• To do
Each line of the listing must be transcribed exactly, except for the images, which should be excluded.

________________________________________

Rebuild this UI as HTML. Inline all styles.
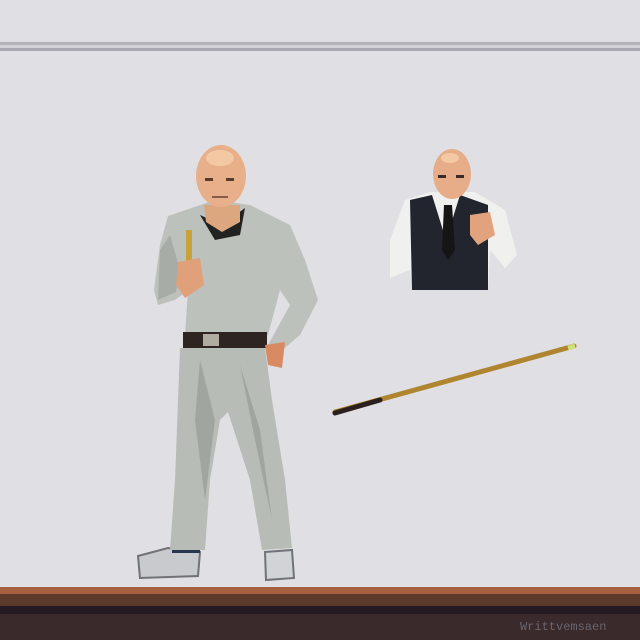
<!DOCTYPE html><html><head><style>html,body{margin:0;padding:0;background:#e0dfe3;width:640px;height:640px;overflow:hidden}</style></head><body>
<svg width="640" height="640" viewBox="0 0 640 640" xmlns="http://www.w3.org/2000/svg">
<rect width="640" height="640" fill="#e0dfe3"/>
<rect y="42" width="640" height="3" fill="#b4b3ba"/>
<rect y="45" width="640" height="3" fill="#d3d2d8"/>
<rect y="48" width="640" height="3" fill="#a9a8b0"/>
<rect y="587" width="640" height="7" fill="#a6603f"/>
<rect y="594" width="640" height="12" fill="#5b3a2c"/>
<rect y="606" width="640" height="8" fill="#241a24"/>
<rect y="614" width="640" height="26" fill="#3a2a2c"/>
<text x="520" y="630" font-family="Liberation Mono,monospace" font-size="12" fill="#6a6570">Writtvemsaen</text>
<line x1="335" y1="412" x2="574" y2="346" stroke="#b08530" stroke-width="5" stroke-linecap="round"/>
<line x1="335" y1="413" x2="380" y2="400" stroke="#2a2020" stroke-width="5" stroke-linecap="round"/>
<line x1="568" y1="348" x2="575" y2="346" stroke="#cfe07a" stroke-width="5"/>
<path d="M138 556 L168 548 L200 552 L198 576 L140 578 Z" fill="#c9cacd" stroke="#707278" stroke-width="2"/>
<path d="M265 552 L292 550 L294 578 L266 580 Z" fill="#d2d3d6" stroke="#707278" stroke-width="2"/>
<rect x="172" y="545" width="28" height="8" fill="#2a3550"/>
<path d="M180 348 L265 348 L272 400 L285 480 L292 548 L262 550 L250 480 L228 412 L220 420 L210 480 L205 550 L170 550 L175 480 L178 400 Z" fill="#b8bcb6"/>
<path d="M200 360 L215 420 L205 500 L195 420 Z M240 365 L260 430 L272 520 L255 440 Z" fill="#a0a59f"/>
<path d="M168 216 L215 200 L250 205 L290 225 L305 260 L318 300 L300 335 L280 352 L268 345 L290 305 L280 290 L268 335 L185 335 L188 290 L175 300 L158 305 L154 290 L160 245 Z" fill="#bdc1bc"/>
<path d="M160 250 L170 235 L180 270 L176 292 L158 300 Z" fill="#a8aca7"/>
<path d="M200 215 L222 225 L245 208 L240 235 L215 240 Z" fill="#222"/>
<rect x="183" y="332" width="84" height="16" fill="#2e2422"/>
<rect x="203" y="334" width="16" height="12" fill="#b0aca0"/>
<path d="M265 345 L285 342 L282 368 L268 365 Z" fill="#d88a62"/>
<rect x="186" y="230" width="6" height="45" fill="#c9a13a"/>
<path d="M178 262 L200 258 L204 285 L185 298 L176 285 Z" fill="#e0a07a"/>
<path d="M204 205 L240 205 L240 222 L222 232 L206 222 Z" fill="#dca77f"/>
<ellipse cx="221" cy="176" rx="25" ry="31" fill="#e8b08a"/>
<ellipse cx="220" cy="158" rx="14" ry="8" fill="#f3c9a4"/>
<rect x="205" y="178" width="8" height="3" fill="#5a3a2a"/><rect x="226" y="178" width="8" height="3" fill="#5a3a2a"/>
<rect x="212" y="196" width="16" height="2" fill="#8a5a45"/>
<path d="M405 200 L430 192 L475 192 L505 210 L517 255 L505 268 L490 250 L488 290 L412 290 L410 270 L390 278 L390 240 Z" fill="#f0f0ee"/>
<path d="M410 200 L432 195 L446 240 L460 195 L488 205 L488 290 L412 290 Z" fill="#22242e"/>
<path d="M444 205 L452 205 L455 250 L448 260 L442 250 Z" fill="#151515"/>
<path d="M470 215 L490 212 L495 235 L478 245 L470 235 Z" fill="#e2a27e"/>
<ellipse cx="452" cy="174" rx="19" ry="25" fill="#e6ad88"/>
<ellipse cx="450" cy="158" rx="9" ry="5" fill="#f3c9a4"/>
<rect x="438" y="175" width="8" height="3" fill="#3a2a2a"/><rect x="456" y="175" width="8" height="3" fill="#3a2a2a"/>
</svg>
</body></html>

________________________________________

• Task output
Rebuild this UI as HTML. Inline all styles.
<!DOCTYPE html><html><head><style>html,body{margin:0;padding:0;background:#e0dfe3;width:640px;height:640px;overflow:hidden}</style></head><body>
<svg width="640" height="640" viewBox="0 0 640 640" xmlns="http://www.w3.org/2000/svg">
<rect width="640" height="640" fill="#e0dfe3"/>
<rect y="42" width="640" height="3" fill="#b4b3ba"/>
<rect y="45" width="640" height="3" fill="#d3d2d8"/>
<rect y="48" width="640" height="3" fill="#a9a8b0"/>
<rect y="587" width="640" height="7" fill="#a6603f"/>
<rect y="594" width="640" height="12" fill="#5b3a2c"/>
<rect y="606" width="640" height="8" fill="#241a24"/>
<rect y="614" width="640" height="26" fill="#3a2a2c"/>
<text x="520" y="630" font-family="Liberation Mono,monospace" font-size="12" fill="#6a6570">Writtvemsaen</text>
<line x1="335" y1="412" x2="574" y2="346" stroke="#b08530" stroke-width="5" stroke-linecap="round"/>
<line x1="335" y1="413" x2="380" y2="400" stroke="#2a2020" stroke-width="5" stroke-linecap="round"/>
<line x1="568" y1="348" x2="575" y2="346" stroke="#cfe07a" stroke-width="5"/>
<path d="M138 556 L168 548 L200 552 L198 576 L140 578 Z" fill="#c9cacd" stroke="#707278" stroke-width="2"/>
<path d="M265 552 L292 550 L294 578 L266 580 Z" fill="#d2d3d6" stroke="#707278" stroke-width="2"/>
<rect x="172" y="545" width="28" height="8" fill="#2a3550"/>
<path d="M180 348 L265 348 L272 400 L285 480 L292 548 L262 550 L250 480 L228 412 L220 420 L210 480 L205 550 L170 550 L175 480 L178 400 Z" fill="#b8bcb6"/>
<path d="M200 360 L215 420 L205 500 L195 420 Z M240 365 L260 430 L272 520 L255 440 Z" fill="#a0a59f"/>
<path d="M168 216 L215 200 L250 205 L290 225 L305 260 L318 300 L300 335 L280 352 L268 345 L290 305 L280 290 L268 335 L185 335 L188 290 L175 300 L158 305 L154 290 L160 245 Z" fill="#bdc1bc"/>
<path d="M160 250 L170 235 L180 270 L176 292 L158 300 Z" fill="#a8aca7"/>
<path d="M200 215 L222 225 L245 208 L240 235 L215 240 Z" fill="#222"/>
<rect x="183" y="332" width="84" height="16" fill="#2e2422"/>
<rect x="203" y="334" width="16" height="12" fill="#b0aca0"/>
<path d="M265 345 L285 342 L282 368 L268 365 Z" fill="#d88a62"/>
<rect x="186" y="230" width="6" height="45" fill="#c9a13a"/>
<path d="M178 262 L200 258 L204 285 L185 298 L176 285 Z" fill="#e0a07a"/>
<path d="M204 205 L240 205 L240 222 L222 232 L206 222 Z" fill="#dca77f"/>
<ellipse cx="221" cy="176" rx="25" ry="31" fill="#e8b08a"/>
<ellipse cx="220" cy="158" rx="14" ry="8" fill="#f3c9a4"/>
<rect x="205" y="178" width="8" height="3" fill="#5a3a2a"/><rect x="226" y="178" width="8" height="3" fill="#5a3a2a"/>
<rect x="212" y="196" width="16" height="2" fill="#8a5a45"/>
<path d="M405 200 L430 192 L475 192 L505 210 L517 255 L505 268 L490 250 L488 290 L412 290 L410 270 L390 278 L390 240 Z" fill="#f0f0ee"/>
<path d="M410 200 L432 195 L446 240 L460 195 L488 205 L488 290 L412 290 Z" fill="#22242e"/>
<path d="M444 205 L452 205 L455 250 L448 260 L442 250 Z" fill="#151515"/>
<path d="M470 215 L490 212 L495 235 L478 245 L470 235 Z" fill="#e2a27e"/>
<ellipse cx="452" cy="174" rx="19" ry="25" fill="#e6ad88"/>
<ellipse cx="450" cy="158" rx="9" ry="5" fill="#f3c9a4"/>
<rect x="438" y="175" width="8" height="3" fill="#3a2a2a"/><rect x="456" y="175" width="8" height="3" fill="#3a2a2a"/>
</svg>
</body></html>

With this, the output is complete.